From Ashokan edicts and Manusmriti to modern novels: deciphering the art and politics of translation in multilingual South Asia
While speaking at a lecture in Montreal, Canada, sometime during the 1990s, author Amitav Ghosh traced the literary roots that shaped his career. Two early influences stood out: European novels translated into Bengali, found on his grandfather's bookshelf, and ancient Indian tales like the Panchatantra, which travelled across centuries and continents—from Sanskrit to Persian, Arabic, Greek, Hebrew, and beyond. Ghosh also reflected on how Indian epics like the Ramayana and Mahabharata have been rewritten across time and geography.

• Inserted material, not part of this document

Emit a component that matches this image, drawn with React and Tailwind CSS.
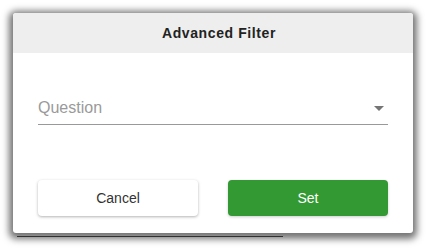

What links these diverse stories, he observed, is a single powerful force: translation.
But what does 'translation' mean? The English word, derived from the Latin translatio (to carry across), suggests a transfer of meaning from one language to another. Yet the Tamil term for translation – molipeyarppu, as explained by researcher Hephzibah Israel in Religious Transactions in Colonial South India (2011), presents a more complex and unsettling understanding. Formed from moli (language) and peyarppu (displacement), it views translation not as a neutral bridge, but as a disruptive act. As Israel writes, 'This Tamil term serves as a reminder that translation is not a straightforward task…it involves a certain degree of force, a powerful tearing out or uprooting of texts from one language to begin life anew in another.'
This complexity struck translator and teacher Arunava Sinha during his college years. 'When I read One Hundred Years of Solitude after Gabriel García Márquez won the Nobel Prize,' Sinha recalled in an interview with Indianexpress.com, 'I realized for the first time that translation was a distinct process. Until then, I'd always assumed texts somehow existed in the language I read them in. In a way, that's the triumph of translation: it hides itself.'
'But with One Hundred Years,' he added, 'I became aware that this text didn't begin its life in English—it was born in Spanish. And that realization shaped my path as a translator.'
But what does it mean to translate in a multilingual South Asia? Who decides the source language, and what factors determine which language a text is rendered into? What about India's many non-scheduled languages—do their speakers not deserve access to celebrated works? In such a linguistically diverse landscape, how do we navigate the complex politics of language and translation?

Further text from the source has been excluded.